Signing off now from East Nashville, Tennessee. I’m your host John Barrett, with my trusty companion Maxwell by my side. Say goodbye Maxwell.


Maxwell : Grrrr…..


John : Y’all be good to each other out there now. And remember, the only thing necessary for the triumph of evil is for good men and women to do nothing.


[show outro music]

[music and lyrics to “Ode to Satoshi” song]

John Barrett : Now climb aboard y’all! This train is bound for glory… and there’s plenty of room for all…


“Well Satoshi Nakamoto, that's a name I love to say,

And we don't know much about him, but he came to save the day.

When he wrote about the way things are,

And the way things ought to be,

He gave us all a protocol this world had never seen.


Oh Bitcoin! As you're going into the old Blockchain,

Oh Bitcoin!
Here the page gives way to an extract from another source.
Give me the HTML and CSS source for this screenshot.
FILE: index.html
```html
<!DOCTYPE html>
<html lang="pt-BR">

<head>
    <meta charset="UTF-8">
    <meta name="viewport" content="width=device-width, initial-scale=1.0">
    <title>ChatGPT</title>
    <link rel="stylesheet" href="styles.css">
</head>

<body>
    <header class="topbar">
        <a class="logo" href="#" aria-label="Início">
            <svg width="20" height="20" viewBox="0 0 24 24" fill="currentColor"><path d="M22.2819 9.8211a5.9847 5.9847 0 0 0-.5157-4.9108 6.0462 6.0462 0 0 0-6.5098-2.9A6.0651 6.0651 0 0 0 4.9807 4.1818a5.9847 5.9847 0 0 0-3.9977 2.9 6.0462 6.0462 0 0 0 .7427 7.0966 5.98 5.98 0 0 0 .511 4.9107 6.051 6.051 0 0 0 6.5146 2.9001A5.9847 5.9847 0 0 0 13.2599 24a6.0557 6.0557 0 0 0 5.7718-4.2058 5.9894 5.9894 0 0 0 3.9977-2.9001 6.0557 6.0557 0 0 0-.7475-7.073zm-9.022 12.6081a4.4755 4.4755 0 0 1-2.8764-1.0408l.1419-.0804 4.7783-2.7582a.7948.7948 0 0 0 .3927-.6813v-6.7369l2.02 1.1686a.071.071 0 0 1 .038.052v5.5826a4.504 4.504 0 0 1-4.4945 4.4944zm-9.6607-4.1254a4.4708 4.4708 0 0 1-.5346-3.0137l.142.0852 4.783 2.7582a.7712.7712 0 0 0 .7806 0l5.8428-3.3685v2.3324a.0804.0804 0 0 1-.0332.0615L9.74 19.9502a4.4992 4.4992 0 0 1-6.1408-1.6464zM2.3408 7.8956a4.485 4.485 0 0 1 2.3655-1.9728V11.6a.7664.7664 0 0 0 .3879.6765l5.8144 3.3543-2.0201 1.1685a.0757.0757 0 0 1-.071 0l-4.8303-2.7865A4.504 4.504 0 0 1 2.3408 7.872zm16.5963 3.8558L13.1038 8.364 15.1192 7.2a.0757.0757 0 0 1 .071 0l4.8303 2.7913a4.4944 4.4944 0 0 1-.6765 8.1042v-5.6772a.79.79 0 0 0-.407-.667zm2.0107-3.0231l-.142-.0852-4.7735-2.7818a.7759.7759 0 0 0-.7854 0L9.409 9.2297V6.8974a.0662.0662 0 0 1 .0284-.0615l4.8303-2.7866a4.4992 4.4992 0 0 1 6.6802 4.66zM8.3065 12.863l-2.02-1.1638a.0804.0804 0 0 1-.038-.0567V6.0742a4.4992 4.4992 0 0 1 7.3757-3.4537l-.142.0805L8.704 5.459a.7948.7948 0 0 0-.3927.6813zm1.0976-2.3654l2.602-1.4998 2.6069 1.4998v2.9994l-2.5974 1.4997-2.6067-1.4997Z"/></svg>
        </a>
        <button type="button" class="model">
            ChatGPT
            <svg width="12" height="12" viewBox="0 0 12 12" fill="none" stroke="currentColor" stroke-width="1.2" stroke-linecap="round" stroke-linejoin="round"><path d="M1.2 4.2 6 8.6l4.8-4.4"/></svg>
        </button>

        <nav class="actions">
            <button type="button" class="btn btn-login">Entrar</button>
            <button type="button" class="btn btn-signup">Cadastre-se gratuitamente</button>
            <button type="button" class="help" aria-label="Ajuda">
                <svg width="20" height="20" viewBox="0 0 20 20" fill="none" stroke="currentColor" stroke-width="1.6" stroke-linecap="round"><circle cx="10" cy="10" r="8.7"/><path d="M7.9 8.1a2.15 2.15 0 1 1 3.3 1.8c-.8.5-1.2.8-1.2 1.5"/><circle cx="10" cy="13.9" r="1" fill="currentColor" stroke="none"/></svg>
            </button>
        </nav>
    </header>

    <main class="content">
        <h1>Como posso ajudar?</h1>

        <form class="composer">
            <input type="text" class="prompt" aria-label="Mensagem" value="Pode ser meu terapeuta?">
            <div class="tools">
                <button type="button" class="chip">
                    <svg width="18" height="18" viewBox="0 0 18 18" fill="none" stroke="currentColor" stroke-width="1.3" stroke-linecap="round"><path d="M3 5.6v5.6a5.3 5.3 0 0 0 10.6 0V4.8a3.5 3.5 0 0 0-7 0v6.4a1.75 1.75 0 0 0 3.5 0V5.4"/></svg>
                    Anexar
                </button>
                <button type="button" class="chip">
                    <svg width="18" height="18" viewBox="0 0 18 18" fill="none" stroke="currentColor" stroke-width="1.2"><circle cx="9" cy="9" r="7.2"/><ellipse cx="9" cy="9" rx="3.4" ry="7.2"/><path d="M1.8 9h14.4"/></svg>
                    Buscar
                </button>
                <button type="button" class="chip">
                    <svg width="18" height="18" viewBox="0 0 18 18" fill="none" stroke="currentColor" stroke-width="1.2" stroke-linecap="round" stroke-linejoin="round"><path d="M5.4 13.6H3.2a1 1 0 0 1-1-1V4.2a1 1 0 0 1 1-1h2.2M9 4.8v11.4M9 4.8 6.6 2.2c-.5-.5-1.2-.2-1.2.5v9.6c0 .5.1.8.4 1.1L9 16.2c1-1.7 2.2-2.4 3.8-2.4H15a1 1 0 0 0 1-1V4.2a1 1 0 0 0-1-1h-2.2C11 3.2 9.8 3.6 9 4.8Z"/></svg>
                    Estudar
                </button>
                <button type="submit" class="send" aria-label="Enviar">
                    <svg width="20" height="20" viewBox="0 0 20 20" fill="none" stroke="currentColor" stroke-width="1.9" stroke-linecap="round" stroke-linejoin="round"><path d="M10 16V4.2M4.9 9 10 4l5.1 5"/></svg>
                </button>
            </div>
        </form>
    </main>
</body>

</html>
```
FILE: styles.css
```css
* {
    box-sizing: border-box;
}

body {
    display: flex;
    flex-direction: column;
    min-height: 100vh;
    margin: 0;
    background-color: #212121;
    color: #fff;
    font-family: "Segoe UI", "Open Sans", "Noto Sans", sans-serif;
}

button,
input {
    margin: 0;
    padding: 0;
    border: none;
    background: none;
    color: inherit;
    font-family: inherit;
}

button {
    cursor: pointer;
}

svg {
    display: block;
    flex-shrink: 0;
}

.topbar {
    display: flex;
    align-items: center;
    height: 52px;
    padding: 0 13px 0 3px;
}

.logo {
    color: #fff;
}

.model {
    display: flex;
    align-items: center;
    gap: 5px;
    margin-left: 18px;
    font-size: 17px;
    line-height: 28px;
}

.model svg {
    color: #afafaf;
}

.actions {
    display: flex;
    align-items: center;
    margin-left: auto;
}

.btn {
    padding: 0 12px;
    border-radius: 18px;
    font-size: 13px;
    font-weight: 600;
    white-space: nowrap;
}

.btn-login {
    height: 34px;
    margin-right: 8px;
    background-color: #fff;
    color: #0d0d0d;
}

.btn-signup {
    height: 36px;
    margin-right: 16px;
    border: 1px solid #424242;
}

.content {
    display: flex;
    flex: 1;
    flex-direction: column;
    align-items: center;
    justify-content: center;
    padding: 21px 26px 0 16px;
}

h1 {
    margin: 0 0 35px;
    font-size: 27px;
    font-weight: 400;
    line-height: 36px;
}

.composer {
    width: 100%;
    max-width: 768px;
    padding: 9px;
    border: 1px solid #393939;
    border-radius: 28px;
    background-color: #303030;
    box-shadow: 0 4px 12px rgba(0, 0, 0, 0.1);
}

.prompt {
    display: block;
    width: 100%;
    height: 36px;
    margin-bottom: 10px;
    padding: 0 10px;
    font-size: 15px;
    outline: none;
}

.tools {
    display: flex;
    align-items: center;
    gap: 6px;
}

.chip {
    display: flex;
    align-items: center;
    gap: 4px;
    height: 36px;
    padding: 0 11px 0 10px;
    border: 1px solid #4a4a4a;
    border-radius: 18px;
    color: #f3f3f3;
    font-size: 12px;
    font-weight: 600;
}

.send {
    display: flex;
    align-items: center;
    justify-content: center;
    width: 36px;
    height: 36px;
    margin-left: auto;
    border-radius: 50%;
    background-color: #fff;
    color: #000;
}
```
I know you're going to reign, gonna’ reign,

Till everybody knows, everybody knows,

Till everybody knows your name.


[guitar instrumental]


Down the road it will be told about the Death of Old Mt. Gox,

About traders trading alter coins, and miners mining blocks.

But them good old boys back in Illinois,

And on down through Tennessee,

See they don't care to be a millionaire,

They're just wanting to be free.


Oh Bitcoin! As you're going into the old Blockchain,

Oh Bitcoin! I know you're going to reign, gonna’ reign,

Till everybody knows, everybody knows,

Till everybody knows your name.


[instrumental interlude]


From the ghettos of Calcutta, to the halls of Parliament,

While the bankers count our money out for every government.

Oh, Bitcoin flies on through the skies of virtuality,

A promise to deliver us from age-old tyranny.


Oh Bitcoin! As you're going into the old Blockchain,

Oh Bitcoin! I know you're going to reign, gonna’ reign,

Till everybody knows, everybody knows,

Till everybody knows your name.

Till everybody knows, everybody knows,

Till everybody knows your -- "Give me some Exposure" --

Everybody knows your name.



Oh Lord, pass me some more,

Oh Lord, before I have to go.

Oh Lord, pass me some more,

Oh Lord . . . before I have to . . .

Go . . .


[instrumental finale]



John : Oh-ho! Thank you East Nashville! Y’all be good to each other out there, ya’ hear?